• **Stated goal**
Count the lines below that contain the word "styles", and give only that number.
──────── Data provided ────────
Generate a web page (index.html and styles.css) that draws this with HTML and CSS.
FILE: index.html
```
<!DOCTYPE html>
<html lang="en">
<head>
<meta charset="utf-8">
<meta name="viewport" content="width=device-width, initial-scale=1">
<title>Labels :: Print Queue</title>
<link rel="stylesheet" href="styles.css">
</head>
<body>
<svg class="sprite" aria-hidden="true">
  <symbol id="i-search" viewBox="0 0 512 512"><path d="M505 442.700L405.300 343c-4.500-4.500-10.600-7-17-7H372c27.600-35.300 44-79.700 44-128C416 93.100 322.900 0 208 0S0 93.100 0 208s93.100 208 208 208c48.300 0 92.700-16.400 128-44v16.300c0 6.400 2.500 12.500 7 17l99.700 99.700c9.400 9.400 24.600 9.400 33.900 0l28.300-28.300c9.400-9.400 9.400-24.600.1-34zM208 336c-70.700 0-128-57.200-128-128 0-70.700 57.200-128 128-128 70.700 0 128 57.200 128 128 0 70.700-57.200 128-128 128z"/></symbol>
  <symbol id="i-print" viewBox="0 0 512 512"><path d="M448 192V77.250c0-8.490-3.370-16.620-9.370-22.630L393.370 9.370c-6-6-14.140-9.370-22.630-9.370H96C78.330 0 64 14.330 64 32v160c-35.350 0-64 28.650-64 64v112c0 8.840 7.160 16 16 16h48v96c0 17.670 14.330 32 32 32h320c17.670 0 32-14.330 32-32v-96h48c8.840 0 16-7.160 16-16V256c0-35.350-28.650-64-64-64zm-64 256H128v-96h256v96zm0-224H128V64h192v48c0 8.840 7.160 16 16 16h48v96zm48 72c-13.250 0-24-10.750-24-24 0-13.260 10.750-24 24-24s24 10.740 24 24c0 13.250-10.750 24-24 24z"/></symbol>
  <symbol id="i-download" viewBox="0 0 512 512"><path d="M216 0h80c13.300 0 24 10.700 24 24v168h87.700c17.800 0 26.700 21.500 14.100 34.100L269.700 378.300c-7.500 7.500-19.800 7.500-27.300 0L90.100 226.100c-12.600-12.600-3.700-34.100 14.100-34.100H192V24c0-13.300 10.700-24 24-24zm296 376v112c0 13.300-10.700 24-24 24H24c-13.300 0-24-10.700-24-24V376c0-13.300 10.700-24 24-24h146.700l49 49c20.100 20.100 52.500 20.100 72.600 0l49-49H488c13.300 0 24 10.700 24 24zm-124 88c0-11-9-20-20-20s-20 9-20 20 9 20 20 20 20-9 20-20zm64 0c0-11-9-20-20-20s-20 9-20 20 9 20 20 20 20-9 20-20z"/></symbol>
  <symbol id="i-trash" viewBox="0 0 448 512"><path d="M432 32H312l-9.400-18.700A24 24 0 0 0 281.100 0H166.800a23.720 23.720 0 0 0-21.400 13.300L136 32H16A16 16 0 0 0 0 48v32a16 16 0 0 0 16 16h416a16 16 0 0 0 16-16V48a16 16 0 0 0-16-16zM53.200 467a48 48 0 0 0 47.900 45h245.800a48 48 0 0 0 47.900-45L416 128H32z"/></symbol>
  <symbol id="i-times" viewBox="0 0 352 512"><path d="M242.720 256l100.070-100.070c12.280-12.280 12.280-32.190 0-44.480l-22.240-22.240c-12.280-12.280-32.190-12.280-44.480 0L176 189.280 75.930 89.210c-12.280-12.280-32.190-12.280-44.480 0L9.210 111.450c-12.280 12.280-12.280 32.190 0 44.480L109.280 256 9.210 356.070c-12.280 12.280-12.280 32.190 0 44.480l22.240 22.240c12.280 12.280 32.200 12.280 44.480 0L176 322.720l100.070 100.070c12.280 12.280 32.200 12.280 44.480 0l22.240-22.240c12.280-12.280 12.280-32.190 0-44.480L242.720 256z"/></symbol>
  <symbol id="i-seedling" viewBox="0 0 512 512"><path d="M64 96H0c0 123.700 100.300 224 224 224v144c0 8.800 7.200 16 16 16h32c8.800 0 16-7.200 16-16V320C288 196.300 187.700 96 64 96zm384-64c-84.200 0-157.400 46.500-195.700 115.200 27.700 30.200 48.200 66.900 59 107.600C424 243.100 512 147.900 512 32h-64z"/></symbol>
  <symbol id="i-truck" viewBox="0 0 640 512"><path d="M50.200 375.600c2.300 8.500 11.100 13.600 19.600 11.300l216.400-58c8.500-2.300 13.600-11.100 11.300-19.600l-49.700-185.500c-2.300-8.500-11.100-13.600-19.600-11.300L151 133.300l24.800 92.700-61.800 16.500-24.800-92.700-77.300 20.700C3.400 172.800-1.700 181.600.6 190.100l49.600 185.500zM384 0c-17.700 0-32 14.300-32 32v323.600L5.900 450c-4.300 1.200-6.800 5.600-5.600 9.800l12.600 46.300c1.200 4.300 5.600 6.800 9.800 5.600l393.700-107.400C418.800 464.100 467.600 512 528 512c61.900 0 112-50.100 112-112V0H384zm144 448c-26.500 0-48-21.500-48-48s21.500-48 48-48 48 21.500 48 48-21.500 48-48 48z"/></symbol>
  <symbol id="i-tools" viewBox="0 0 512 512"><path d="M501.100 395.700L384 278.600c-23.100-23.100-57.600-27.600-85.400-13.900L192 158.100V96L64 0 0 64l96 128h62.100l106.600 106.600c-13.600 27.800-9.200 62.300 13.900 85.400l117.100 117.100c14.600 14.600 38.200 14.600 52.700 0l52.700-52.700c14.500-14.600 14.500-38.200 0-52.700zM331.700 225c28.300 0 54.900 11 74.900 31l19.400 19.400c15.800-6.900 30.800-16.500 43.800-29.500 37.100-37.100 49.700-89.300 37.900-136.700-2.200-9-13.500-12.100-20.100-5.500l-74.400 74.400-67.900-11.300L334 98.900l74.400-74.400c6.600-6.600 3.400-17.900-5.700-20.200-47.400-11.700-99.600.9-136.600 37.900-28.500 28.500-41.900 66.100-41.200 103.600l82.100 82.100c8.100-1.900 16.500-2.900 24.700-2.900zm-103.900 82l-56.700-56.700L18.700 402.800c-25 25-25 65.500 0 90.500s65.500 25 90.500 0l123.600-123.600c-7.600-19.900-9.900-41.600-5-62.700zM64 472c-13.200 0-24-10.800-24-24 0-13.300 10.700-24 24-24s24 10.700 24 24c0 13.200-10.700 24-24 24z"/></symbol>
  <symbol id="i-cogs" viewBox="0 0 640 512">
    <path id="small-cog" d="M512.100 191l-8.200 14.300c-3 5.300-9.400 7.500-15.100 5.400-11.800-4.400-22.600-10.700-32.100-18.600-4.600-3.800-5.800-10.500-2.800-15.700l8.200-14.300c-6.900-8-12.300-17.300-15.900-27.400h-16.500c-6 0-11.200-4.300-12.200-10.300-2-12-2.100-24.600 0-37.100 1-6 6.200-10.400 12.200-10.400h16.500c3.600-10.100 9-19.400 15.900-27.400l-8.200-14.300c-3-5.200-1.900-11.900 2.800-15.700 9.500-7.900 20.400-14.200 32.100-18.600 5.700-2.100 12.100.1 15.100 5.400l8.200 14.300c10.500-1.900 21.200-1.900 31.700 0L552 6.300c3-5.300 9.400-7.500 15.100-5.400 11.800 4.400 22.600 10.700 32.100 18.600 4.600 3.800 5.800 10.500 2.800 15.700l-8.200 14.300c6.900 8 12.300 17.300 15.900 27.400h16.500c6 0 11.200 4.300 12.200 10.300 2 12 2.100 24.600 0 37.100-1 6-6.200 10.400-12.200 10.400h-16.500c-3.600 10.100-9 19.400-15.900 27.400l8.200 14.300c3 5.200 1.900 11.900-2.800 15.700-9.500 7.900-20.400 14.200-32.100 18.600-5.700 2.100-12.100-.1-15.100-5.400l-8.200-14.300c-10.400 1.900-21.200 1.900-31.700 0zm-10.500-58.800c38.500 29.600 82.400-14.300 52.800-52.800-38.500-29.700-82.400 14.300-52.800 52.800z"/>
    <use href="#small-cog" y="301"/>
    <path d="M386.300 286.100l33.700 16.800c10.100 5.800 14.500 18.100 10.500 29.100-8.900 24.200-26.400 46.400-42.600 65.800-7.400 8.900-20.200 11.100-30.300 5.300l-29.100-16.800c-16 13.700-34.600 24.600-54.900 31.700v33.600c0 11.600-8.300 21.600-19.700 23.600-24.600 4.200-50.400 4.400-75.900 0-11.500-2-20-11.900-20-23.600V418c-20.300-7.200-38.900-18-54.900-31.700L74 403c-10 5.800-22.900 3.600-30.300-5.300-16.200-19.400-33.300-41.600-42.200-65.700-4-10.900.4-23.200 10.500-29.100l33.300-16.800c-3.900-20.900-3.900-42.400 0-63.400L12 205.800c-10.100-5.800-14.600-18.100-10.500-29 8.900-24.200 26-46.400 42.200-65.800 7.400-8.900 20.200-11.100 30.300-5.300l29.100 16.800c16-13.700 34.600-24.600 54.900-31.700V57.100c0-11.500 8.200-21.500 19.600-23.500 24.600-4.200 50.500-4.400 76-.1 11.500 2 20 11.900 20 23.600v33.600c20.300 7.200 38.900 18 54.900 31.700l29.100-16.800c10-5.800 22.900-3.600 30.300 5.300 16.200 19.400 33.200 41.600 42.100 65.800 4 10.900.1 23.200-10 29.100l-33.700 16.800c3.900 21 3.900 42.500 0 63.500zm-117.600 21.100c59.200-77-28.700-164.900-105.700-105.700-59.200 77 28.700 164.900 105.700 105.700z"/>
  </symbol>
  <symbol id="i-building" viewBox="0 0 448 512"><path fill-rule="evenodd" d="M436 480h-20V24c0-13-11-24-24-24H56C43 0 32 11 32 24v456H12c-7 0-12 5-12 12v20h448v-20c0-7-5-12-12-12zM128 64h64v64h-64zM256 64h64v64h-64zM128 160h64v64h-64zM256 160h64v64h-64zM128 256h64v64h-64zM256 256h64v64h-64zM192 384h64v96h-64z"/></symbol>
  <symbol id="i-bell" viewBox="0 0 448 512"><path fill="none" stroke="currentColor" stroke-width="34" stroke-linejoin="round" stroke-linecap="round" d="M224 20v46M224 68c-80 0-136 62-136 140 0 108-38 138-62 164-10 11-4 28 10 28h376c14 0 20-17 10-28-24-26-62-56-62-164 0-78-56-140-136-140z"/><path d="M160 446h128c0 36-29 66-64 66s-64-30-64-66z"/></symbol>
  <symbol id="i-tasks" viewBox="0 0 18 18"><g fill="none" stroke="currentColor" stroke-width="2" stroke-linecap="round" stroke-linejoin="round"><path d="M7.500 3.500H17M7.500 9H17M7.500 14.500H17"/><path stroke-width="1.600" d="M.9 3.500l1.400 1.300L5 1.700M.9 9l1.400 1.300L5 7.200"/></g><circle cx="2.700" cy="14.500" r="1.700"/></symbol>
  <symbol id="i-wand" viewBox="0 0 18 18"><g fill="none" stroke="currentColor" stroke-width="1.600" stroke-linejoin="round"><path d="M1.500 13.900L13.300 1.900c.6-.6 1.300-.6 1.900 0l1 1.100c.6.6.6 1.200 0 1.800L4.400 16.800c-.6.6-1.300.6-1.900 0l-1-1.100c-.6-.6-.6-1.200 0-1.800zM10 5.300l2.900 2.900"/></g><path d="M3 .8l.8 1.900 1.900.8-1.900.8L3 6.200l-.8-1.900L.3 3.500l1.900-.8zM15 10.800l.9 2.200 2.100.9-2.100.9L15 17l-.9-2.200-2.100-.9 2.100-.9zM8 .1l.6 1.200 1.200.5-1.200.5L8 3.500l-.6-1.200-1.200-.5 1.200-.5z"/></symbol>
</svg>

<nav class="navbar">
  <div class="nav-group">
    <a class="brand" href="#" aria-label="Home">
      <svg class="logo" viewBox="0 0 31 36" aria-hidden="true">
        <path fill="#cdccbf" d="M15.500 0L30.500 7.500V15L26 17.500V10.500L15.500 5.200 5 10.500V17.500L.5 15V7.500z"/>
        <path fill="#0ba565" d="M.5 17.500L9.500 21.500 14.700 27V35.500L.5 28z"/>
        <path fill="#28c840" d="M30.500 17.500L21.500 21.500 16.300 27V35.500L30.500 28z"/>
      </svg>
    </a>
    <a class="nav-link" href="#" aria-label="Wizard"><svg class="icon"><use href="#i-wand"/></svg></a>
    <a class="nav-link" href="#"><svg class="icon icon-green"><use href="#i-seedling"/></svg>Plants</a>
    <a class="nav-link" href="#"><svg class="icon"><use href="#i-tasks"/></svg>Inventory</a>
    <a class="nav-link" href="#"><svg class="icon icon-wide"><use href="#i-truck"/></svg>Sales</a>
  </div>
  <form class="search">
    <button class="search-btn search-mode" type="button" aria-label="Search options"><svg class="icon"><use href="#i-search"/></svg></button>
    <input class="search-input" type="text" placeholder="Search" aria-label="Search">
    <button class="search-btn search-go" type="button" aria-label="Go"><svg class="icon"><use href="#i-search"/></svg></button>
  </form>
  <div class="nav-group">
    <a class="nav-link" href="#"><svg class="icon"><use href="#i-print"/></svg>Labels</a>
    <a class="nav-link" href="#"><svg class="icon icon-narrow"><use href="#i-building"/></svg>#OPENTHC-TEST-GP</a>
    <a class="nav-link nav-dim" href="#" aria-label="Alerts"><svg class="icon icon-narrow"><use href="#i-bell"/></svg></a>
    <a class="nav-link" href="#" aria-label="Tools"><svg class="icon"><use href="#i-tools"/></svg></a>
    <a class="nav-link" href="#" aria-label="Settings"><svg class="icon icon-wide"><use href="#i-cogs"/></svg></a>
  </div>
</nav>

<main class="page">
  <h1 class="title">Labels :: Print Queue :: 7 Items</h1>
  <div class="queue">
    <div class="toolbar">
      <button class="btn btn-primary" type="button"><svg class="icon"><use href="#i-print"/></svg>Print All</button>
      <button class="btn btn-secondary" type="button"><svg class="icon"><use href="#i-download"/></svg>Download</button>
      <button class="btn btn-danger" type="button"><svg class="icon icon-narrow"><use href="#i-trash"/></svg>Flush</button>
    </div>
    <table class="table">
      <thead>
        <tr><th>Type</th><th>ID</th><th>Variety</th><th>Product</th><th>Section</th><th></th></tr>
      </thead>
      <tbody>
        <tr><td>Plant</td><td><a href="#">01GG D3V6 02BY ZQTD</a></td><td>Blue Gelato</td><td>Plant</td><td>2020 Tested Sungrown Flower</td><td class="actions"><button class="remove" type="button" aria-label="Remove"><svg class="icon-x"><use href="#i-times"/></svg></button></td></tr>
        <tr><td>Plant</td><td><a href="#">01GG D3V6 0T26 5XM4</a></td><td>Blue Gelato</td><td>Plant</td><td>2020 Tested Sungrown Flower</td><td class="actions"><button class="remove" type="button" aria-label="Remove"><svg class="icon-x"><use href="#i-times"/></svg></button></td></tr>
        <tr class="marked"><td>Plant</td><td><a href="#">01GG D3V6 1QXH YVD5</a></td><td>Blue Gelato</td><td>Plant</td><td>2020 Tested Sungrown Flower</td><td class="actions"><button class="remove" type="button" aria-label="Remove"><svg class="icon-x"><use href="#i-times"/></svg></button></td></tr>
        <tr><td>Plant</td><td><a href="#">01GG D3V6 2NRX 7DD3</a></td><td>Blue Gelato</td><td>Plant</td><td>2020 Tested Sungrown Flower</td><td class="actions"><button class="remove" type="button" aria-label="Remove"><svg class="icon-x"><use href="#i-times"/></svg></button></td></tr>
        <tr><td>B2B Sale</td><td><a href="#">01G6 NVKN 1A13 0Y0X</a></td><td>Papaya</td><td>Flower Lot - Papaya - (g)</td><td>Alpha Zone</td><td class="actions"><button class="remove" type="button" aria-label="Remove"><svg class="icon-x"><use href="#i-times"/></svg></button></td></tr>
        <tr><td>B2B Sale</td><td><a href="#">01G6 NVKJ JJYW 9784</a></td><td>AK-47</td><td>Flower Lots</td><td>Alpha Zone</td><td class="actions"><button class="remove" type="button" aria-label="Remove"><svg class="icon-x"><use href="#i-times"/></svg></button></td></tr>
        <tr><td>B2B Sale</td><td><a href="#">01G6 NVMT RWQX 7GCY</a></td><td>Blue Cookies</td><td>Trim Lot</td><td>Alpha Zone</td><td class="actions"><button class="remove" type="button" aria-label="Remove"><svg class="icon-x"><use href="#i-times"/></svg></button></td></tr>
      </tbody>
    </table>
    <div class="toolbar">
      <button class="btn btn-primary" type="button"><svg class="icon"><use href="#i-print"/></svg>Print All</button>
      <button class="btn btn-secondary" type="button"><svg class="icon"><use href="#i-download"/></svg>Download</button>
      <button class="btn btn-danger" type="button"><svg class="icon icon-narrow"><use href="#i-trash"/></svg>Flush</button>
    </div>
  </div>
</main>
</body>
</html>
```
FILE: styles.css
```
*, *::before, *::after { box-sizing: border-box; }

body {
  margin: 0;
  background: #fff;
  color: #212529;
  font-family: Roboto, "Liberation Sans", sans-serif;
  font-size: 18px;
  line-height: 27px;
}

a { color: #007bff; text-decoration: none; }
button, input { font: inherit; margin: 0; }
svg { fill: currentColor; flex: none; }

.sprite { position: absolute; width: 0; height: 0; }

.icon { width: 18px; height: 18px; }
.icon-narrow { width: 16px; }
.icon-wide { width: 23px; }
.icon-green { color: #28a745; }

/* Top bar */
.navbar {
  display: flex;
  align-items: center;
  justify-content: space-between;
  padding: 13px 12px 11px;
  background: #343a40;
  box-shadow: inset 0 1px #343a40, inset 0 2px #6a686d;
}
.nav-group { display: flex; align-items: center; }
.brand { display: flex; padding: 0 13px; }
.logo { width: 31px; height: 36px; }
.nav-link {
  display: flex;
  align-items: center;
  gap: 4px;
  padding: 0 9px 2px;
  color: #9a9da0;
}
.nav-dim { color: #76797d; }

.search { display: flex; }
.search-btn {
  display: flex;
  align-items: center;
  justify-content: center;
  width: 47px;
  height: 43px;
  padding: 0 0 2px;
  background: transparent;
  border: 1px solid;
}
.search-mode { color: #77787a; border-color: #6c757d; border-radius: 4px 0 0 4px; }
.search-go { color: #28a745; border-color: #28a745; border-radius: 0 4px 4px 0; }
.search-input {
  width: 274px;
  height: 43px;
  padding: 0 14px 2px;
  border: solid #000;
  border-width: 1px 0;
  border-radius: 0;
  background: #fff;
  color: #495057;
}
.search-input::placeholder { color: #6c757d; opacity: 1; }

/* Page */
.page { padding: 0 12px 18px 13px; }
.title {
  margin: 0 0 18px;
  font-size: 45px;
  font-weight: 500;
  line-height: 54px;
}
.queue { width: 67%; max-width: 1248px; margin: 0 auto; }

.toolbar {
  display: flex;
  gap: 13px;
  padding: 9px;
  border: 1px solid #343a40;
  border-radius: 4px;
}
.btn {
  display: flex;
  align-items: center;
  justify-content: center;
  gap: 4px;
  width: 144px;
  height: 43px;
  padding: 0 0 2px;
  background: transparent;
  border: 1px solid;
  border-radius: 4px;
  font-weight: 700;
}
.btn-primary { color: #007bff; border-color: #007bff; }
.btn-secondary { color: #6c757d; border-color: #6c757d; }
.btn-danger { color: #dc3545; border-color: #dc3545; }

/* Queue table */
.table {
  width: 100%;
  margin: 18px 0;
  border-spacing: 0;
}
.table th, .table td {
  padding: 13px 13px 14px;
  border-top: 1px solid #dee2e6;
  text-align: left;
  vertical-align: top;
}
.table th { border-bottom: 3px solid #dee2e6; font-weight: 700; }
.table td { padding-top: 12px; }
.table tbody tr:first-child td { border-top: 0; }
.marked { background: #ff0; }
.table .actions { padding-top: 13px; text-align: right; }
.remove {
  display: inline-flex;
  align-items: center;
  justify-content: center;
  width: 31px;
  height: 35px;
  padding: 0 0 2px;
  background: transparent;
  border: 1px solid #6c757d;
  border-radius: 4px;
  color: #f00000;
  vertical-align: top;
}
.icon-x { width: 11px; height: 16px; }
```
────────
• **Output of the exercise**
3